NUTRITION: PER SERVING
CALORIES: 287KCALS
FAT: 12.7G (1.9G SATURATED)
PROTEIN: 9.2G
CARBOHYDRATES: 32G (1.6G SUGARS)
FIBRE: 4.1G
SALT: 1.4G
For 8
Ingredients
  • 1 baguette
  • Olive oil for drizzling
For the cannellini bean purée
  • 400g tin cannellini beans, rinsed and drained
  • 2 tsp tahini
  • Grated zest and juice 1 lemon
  • 50ml olive oil
For the anchovy salsa
  • Handful fresh flatleaf parsley
  • 50g good quality anchovy fillets in olive oil, drained
  • 2 tbsp capers, drained
  • ½ garlic clove, finely grated
  • Grated zest and juice 1 lemon
  • 2-3 tbsp extra-virgin olive oil
Method
  • Heat the oven to 160°C/140°C fan/gas 3. Cut the baguette diagonally into thin slices and arrange on a baking sheet. Drizzle with olive oil and bake for 10-12 minutes until crisp. Set aside to cool (see Make Ahead).
  • Put the beans, tahini, lemon zest and half the juice in a food processor. Pulse briefly while drizzling in the 50ml olive oil to give a chunky purée. Add salt and pepper, along with more lemon juice if needed (see Make Ahead).
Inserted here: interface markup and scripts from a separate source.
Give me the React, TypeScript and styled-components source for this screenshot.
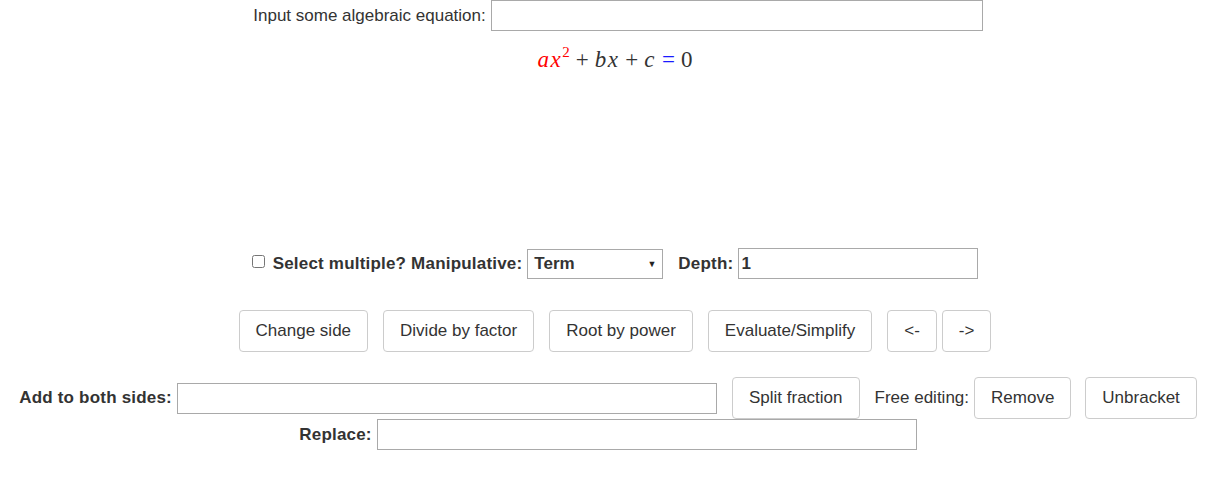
import React, { useState } from "react";
import styled, { createGlobalStyle } from "styled-components";

const GlobalStyle = createGlobalStyle`
  html, body {
    margin: 0;
    padding: 0;
    background: #fff;
  }
  body {
    font-family: "Liberation Sans", Arial, sans-serif;
    font-size: 17px;
    color: #333;
  }
`;

const Page = styled.div`
  width: 1216px;
  display: flex;
  flex-direction: column;
  align-items: center;
`;

const Row = styled.div<{ mt?: number; shift?: number }>`
  display: flex;
  align-items: center;
  justify-content: center;
  margin-top: ${({ mt }) => mt || 0}px;
  margin-left: ${({ shift }) => shift || 0}px;
`;

const Label = styled.label<{ bold?: boolean }>`
  font-weight: ${({ bold }) => (bold ? 700 : 400)};
  letter-spacing: ${({ bold }) => (bold ? "0.2px" : "0")};
  white-space: nowrap;
  margin-right: 5px;
`;

const TextBox = styled.input<{ w: number; h?: number }>`
  box-sizing: border-box;
  width: ${({ w }) => w}px;
  height: ${({ h }) => h || 31}px;
  border: 1px solid #a9a9a9;
  padding: 1px 2px;
  font-family: "Liberation Sans", Arial, sans-serif;
  font-size: 17px;
  font-weight: 700;
  color: #333;
  outline: none;
`;

const Equation = styled.div`
  margin-top: 16px;
  margin-left: 14px;
  font-family: "Liberation Serif", "DejaVu Serif", serif;
  font-size: 23px;
  color: #333;
  white-space: nowrap;
`;

const Var = styled.i<{ color?: string }>`
  color: ${({ color }) => color || "#333"};
  letter-spacing: 1.5px;
`;

const Op = styled.span<{ color?: string }>`
  color: ${({ color }) => color || "#333"};
  margin: 0 6px;
`;

const Sup = styled.sup<{ color?: string }>`
  color: ${({ color }) => color || "#333"};
  font-size: 15px;
  font-style: normal;
  vertical-align: 10px;
  line-height: 0;
`;

const Check = styled.input`
  width: 13px;
  height: 13px;
  margin: 0 8px 4px 0;
  accent-color: #ddd;
`;

const SelectBox = styled.div`
  box-sizing: border-box;
  width: 136px;
  height: 30px;
  border: 1px solid #a9a9a9;
  display: flex;
  align-items: center;
  justify-content: space-between;
  padding: 0 6px 0 6px;
  font-weight: 700;
  margin-right: 15px;
`;

const Caret = styled.span`
  font-size: 9px;
  color: #222;
`;

const Button = styled.button<{ gap?: number }>`
  box-sizing: border-box;
  height: 42px;
  padding: 0 16px;
  margin-right: ${({ gap }) => (gap === undefined ? 15 : gap)}px;
  background: #fff;
  border: 1px solid #ccc;
  border-radius: 4px;
  font-family: "Liberation Sans", Arial, sans-serif;
  font-size: 17px;
  color: #333;
  cursor: pointer;
  &:last-child {
    margin-right: 0;
  }
`;

const Bottom = styled.div`
  margin-top: 25px;
  display: flex;
  flex-direction: column;
  align-items: center;
`;

export default function App() {
  const [depth, setDepth] = useState("1");
  return (
    <>
      <GlobalStyle />
      <Page>
        <Row shift={20}>
          <Label>Input some algebraic equation:</Label>
          <TextBox w={492} h={31} />
        </Row>
        <Equation>
          <Var color="#ff0000">ax</Var>
          <Sup color="#ff0000">2</Sup>
          <Op>+</Op>
          <Var>bx</Var>
          <Op>+</Op>
          <Var>c</Var>
          <Op color="#1a1aff">=</Op>
          <span>0</span>
        </Equation>
        <Row mt={175} shift={14}>
          <Check type="checkbox" />
          <Label bold>Select multiple? Manipulative:</Label>
          <SelectBox>
            <span>Term</span>
            <Caret>▼</Caret>
          </SelectBox>
          <Label bold>Depth:</Label>
          <TextBox w={240} h={31} value={depth} onChange={(e) => setDepth(e.target.value)} />
        </Row>
        <Row mt={31} shift={14}>
          <Button>Change side</Button>
          <Button>Divide by factor</Button>
          <Button>Root by power</Button>
          <Button>Evaluate/Simplify</Button>
          <Button gap={5}>&lt;-</Button>
          <Button>-&gt;</Button>
        </Row>
        <Bottom>
          <Row>
            <Label bold>Add to both sides:</Label>
            <TextBox w={540} h={31} style={{ fontWeight: 400 }} />
            <Button style={{ marginLeft: 15 }}>Split fraction</Button>
            <Label>Free editing:</Label>
            <Button gap={14}>Remove</Button>
            <Button>Unbracket</Button>
          </Row>
          <Row>
            <Label bold>Replace:</Label>
            <TextBox w={540} h={31} />
          </Row>
        </Bottom>
      </Page>
    </>
  );
}
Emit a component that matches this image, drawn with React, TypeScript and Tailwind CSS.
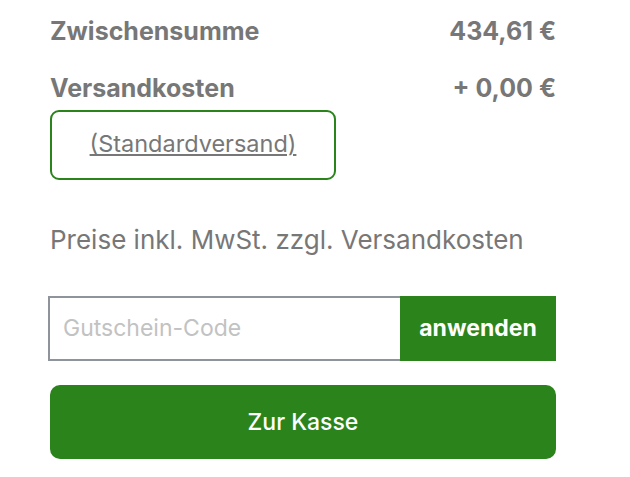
import React from "react";

export default function App() {
    return (
        <div className="w-[630px] h-[477px] bg-white font-['Inter',sans-serif] text-[#777]">
            <div className="ml-[50px] w-[506px] pt-[14px]">
                <div className="flex justify-between items-center h-[36px]">
                    <span className="text-[25px] font-bold">Zwischensumme</span>
                    <span className="text-[25px] font-bold">434,61 €</span>
                </div>
                <div className="flex justify-between items-center h-[36px] mt-[21px]">
                    <span className="text-[25px] font-bold">Versandkosten</span>
                    <span className="text-[25px] font-bold">+ 0,00 €</span>
                </div>
                <div className="mt-[3px] w-[286px] h-[70px] border-2 border-[#2b831c] rounded-[9px] flex items-center justify-center">
                    <a href="#" className="text-[23.5px] underline underline-offset-2 -mt-[2px]">
                        (Standardversand)
                    </a>
                </div>
                <p className="mt-[42px] text-[26px] leading-[36px]">Preise inkl. MwSt. zzgl. Versandkosten</p>
                <div className="mt-[38px] -ml-[2px] flex h-[65px]">
                    <input
                        type="text"
                        placeholder="Gutschein-Code"
                        className="flex-1 min-w-0 border-2 border-r-0 border-[#8f949c] px-[13px] text-[23px] outline-none placeholder:text-[#c2c2c2]"
                    />
                    <button
                        type="button"
                        className="w-[156px] bg-[#2b831c] text-white text-[23px] font-bold"
                    >
                        anwenden
                    </button>
                </div>
                <button
                    type="button"
                    className="mt-[24px] w-full h-[74px] rounded-[10px] bg-[#2b831c] text-white text-[23px] font-medium"
                >
                    Zur Kasse
                </button>
            </div>
        </div>
    );
}
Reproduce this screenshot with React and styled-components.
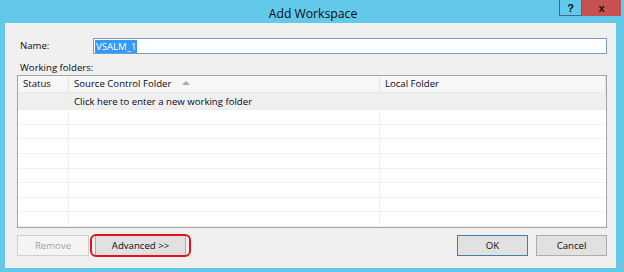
import React from "react";
import styled, { createGlobalStyle } from "styled-components";

const Global = createGlobalStyle`
  html, body { margin: 0; padding: 0; }
  body { background: #63c9ea; font-family: "Open Sans", "Liberation Sans", sans-serif; }
`;

const Window = styled.div`
  width: 624px;
  height: 272px;
  background: #63c9ea;
  display: flex;
  flex-direction: column;
  box-sizing: border-box;
`;

const TitleBar = styled.div`
  height: 23px;
  display: grid;
  grid-template-columns: 1fr auto 1fr;
  align-items: start;
`;

const Title = styled.div`
  grid-column: 2;
  font-size: 12.2px;
  line-height: 27px;
  color: #0c0c0c;
  padding-left: 2px;
`;

const Caption = styled.div`
  grid-column: 3;
  justify-self: end;
  display: flex;
  margin-right: 3px;
`;

const CapButton = styled.div`
  height: 16px;
  width: ${(p) => p.$w}px;
  box-sizing: border-box;
  background: ${(p) => p.$bg};
  border: 1px solid ${(p) => p.$border};
  border-top: none;
  display: flex;
  align-items: center;
  justify-content: center;
  font-family: "Liberation Sans", sans-serif;
  font-weight: bold;
  font-size: 11px;
  color: #111;
`;

const Client = styled.div`
  flex: 1;
  margin: 0 8px 5px 5px;
  background: #f0f0f0;
  padding: 15px 9px 12px 12px;
  display: flex;
  flex-direction: column;
  font-size: 9.6px;
  color: #0a0a14;
  position: relative;
`;

const NameRow = styled.div`
  display: flex;
  align-items: center;
  height: 16px;
`;

const Label = styled.div`
  width: 73px;
  padding-left: 3px;
  line-height: 14px;
`;

const Input = styled.div`
  flex: 1;
  height: 16px;
  box-sizing: border-box;
  border: 1px solid #7a9cc0;
  background: #fff;
  display: flex;
  align-items: center;
  padding-left: 1px;
`;

const Selected = styled.span`
  background: #3399ff;
  color: #fff;
  line-height: 13px;
  padding: 0 1px;
`;

const SectionLabel = styled.div`
  margin-top: 7px;
  padding-left: 3px;
  line-height: 14px;
  height: 14px;
`;

const Table = styled.div`
  height: 153px;
  box-sizing: border-box;
  border: 1px solid #a3a3a3;
  background: #fff;
  display: flex;
  flex-direction: column;
  overflow: hidden;
`;

const cols = "51px 311px 1fr";

const HeaderRow = styled.div`
  display: grid;
  grid-template-columns: ${cols};
  height: 17px;
  background: #f7f7f7;
  border-bottom: 1px solid #e8e8e8;
  box-sizing: border-box;
`;

const HeaderCell = styled.div`
  padding-left: 5px;
  border-right: 1px solid #e3e3e3;
  line-height: 16px;
  display: flex;
  align-items: center;
`;

const SortArrow = styled.span`
  width: 0;
  height: 0;
  border-left: 4px solid transparent;
  border-right: 4px solid transparent;
  border-bottom: 4px solid #a8a8a8;
  margin-left: 11px;
  margin-top: -2px;
`;

const NewRow = styled.div`
  display: grid;
  grid-template-columns: ${cols};
  height: 17px;
  background: #efefef;
  line-height: 17px;
`;

const Cell = styled.div`
  padding-left: 5px;
  border-right: 1px solid ${(p) => (p.$line ? "#f0f0f0" : "transparent")};
`;

const Row = styled.div`
  display: grid;
  grid-template-columns: ${cols};
  height: 16px;
  box-sizing: border-box;
  border-bottom: 1px solid #f0f0f0;
`;

const Buttons = styled.div`
  margin-top: 7px;
  display: flex;
  align-items: center;
  height: 21px;
`;

const Button = styled.div`
  height: 21px;
  width: ${(p) => p.$w}px;
  box-sizing: border-box;
  display: flex;
  align-items: center;
  justify-content: center;
  background: ${(p) => (p.$disabled ? "#f4f4f4" : "#e1e1e1")};
  border: 1px solid ${(p) => (p.$default ? "#3c7fb1" : p.$disabled ? "#cfcfcf" : "#adadad")};
  color: ${(p) => (p.$disabled ? "#a2a2a2" : "#0a0a14")};
  margin-left: ${(p) => p.$ml || 0}px;
  position: relative;
`;

const Highlight = styled.div`
  position: absolute;
  left: -6px;
  top: -2px;
  right: -6px;
  bottom: -2px;
  border: 2px solid #e3121b;
  border-radius: 6px;
`;

const Spacer = styled.div`
  flex: 1;
`;

const Grip = styled.svg`
  position: absolute;
  right: -6px;
  bottom: 2px;
`;

export default function App() {
  const rows = Array.from({ length: 8 });
  return (
    <>
      <Global />
      <Window>
        <TitleBar>
          <Title>Add Workspace</Title>
          <Caption>
            <CapButton $w={23} $bg="#63c9ea" $border="#3a6f86">?</CapButton>
            <CapButton $w={39} $bg="#c75050" $border="#c75050">x</CapButton>
          </Caption>
        </TitleBar>
        <Client>
          <NameRow>
            <Label>Name:</Label>
            <Input>
              <Selected>VSALM_1</Selected>
            </Input>
          </NameRow>
          <SectionLabel>Working folders:</SectionLabel>
          <Table>
            <HeaderRow>
              <HeaderCell>Status</HeaderCell>
              <HeaderCell>
                Source Control Folder
                <SortArrow />
              </HeaderCell>
              <HeaderCell>Local Folder</HeaderCell>
            </HeaderRow>
            <NewRow>
              <Cell />
              <Cell>Click here to enter a new working folder</Cell>
              <Cell />
            </NewRow>
            {rows.map((_, i) => (
              <Row key={i}>
                <Cell $line />
                <Cell $line />
                <Cell />
              </Row>
            ))}
          </Table>
          <Buttons>
            <Button $w={72} $disabled>Remove</Button>
            <Button $w={91} $ml={6}>
              Advanced &gt;&gt;
              <Highlight />
            </Button>
            <Spacer />
            <Button $w={71} $default>OK</Button>
            <Button $w={71} $ml={8}>Cancel</Button>
          </Buttons>
          <Grip width="6" height="6" viewBox="0 0 6 6">
            <rect x="4" y="0" width="1" height="1" fill="#b8b8b8" />
            <rect x="2" y="2" width="1" height="1" fill="#b8b8b8" />
            <rect x="4" y="2" width="1" height="1" fill="#b8b8b8" />
            <rect x="0" y="4" width="1" height="1" fill="#b8b8b8" />
            <rect x="2" y="4" width="1" height="1" fill="#b8b8b8" />
            <rect x="4" y="4" width="1" height="1" fill="#b8b8b8" />
          </Grip>
        </Client>
      </Window>
    </>
  );
}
  • For the salsa: chop the parsley, anchovies and capers, transfer to a bowl and add the garlic, lemon zest and juice. Add the olive oil to cover. Stir well and season with salt, pepper and more lemon juice if needed.
  • Dollop the bean purée onto the crostini and drizzle generously with anchovy salsa to serve.

delicious. tips
Make the toasts and whizz the cannellini beans a day in advance. Keep the beans covered in the fridge and the toasts in an airtight container.